To solve the problem of finding the total number of continuous subarrays whose sum equals a given integer k, a common and efficient approach is to use a cumulative sum combined with a hash table. This method allows us to efficiently track the sum of subarrays and check for the existence of the required sum. Here’s a Python implementation for the problem:

def subarraySum(nums, k):
    count = 0
    current_sum = 0
    prefix_sum = {0: 1}  # Initialize with sum 0 occurring once

    for num in nums:
        current_sum += num
        # Check if there is a prefix sum that, if removed, leads to sum k
        if current_sum - k in prefix_sum:
            count += prefix_sum[current_sum - k]

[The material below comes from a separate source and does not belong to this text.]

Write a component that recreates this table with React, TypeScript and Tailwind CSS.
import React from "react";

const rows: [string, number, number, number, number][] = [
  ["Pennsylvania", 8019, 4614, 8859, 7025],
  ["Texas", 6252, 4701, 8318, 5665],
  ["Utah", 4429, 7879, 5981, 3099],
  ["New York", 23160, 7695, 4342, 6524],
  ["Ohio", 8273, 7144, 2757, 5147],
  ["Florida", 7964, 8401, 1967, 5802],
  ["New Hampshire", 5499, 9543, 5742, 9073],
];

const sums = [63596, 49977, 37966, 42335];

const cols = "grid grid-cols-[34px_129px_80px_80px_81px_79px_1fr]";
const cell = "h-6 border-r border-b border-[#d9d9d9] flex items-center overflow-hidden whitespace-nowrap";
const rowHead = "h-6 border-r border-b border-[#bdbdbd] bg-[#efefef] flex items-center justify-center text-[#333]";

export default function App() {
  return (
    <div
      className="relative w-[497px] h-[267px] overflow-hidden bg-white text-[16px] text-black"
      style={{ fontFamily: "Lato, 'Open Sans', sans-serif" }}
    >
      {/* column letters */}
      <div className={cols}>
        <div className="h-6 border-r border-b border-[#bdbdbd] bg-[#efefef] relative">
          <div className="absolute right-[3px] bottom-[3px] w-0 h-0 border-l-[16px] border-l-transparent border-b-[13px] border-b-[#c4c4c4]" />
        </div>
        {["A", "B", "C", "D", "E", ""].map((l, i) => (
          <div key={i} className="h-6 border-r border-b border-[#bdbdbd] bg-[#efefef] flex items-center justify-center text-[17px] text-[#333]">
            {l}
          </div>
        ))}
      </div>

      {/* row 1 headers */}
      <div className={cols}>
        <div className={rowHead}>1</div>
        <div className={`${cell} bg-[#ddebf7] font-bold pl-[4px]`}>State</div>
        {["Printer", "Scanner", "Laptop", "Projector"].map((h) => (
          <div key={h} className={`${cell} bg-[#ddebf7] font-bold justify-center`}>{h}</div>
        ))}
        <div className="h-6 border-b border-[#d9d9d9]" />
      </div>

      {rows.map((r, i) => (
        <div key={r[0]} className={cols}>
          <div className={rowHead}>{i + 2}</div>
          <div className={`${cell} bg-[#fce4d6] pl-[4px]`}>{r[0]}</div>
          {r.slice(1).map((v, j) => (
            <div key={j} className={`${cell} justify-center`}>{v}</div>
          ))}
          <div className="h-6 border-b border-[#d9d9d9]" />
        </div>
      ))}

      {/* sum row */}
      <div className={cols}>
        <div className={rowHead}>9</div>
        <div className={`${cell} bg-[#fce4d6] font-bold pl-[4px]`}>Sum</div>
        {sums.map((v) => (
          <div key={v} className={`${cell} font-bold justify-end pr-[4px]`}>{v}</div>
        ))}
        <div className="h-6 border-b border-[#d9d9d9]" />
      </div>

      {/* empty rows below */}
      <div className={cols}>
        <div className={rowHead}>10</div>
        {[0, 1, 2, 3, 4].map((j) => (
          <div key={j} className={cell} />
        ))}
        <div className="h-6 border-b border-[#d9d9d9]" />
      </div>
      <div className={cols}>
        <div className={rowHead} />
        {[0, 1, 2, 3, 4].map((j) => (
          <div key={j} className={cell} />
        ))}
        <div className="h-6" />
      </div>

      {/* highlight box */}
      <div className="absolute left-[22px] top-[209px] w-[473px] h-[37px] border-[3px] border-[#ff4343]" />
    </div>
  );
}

        # Record the current sum's occurrence
        prefix_sum[current_sum] = prefix_sum.get(current_sum, 0) + 1

    return count

# Example Usage
nums = [1, 1, 1]
k = 2
print("Number of subarrays:", subarraySum(nums, k))

In this code:

We keep a running sum (current_sum) of the elements as we iterate through the array.
We use a hash table (prefix_sum) to store the number of times a particular cumulative sum has occurred.
For each element, we check if current_sum - k exists in the hash table. If it does, it means there is a subarray that sums to k, and we add the count of such occurrences to count.
We then update the hash table with the current cumulative sum.

The idea behind this algorithm is that if the cumulative sum up to two indices, say i and j, is the same, the sum of the elements lying between i and j is 0. Extending this idea, if current_sum - k has already been seen, it means there is a subarray ending at the current index which sums to k.

This algorithm has a time complexity of O(n), where n is the number of elements in the array, since it involves a single pass through the array.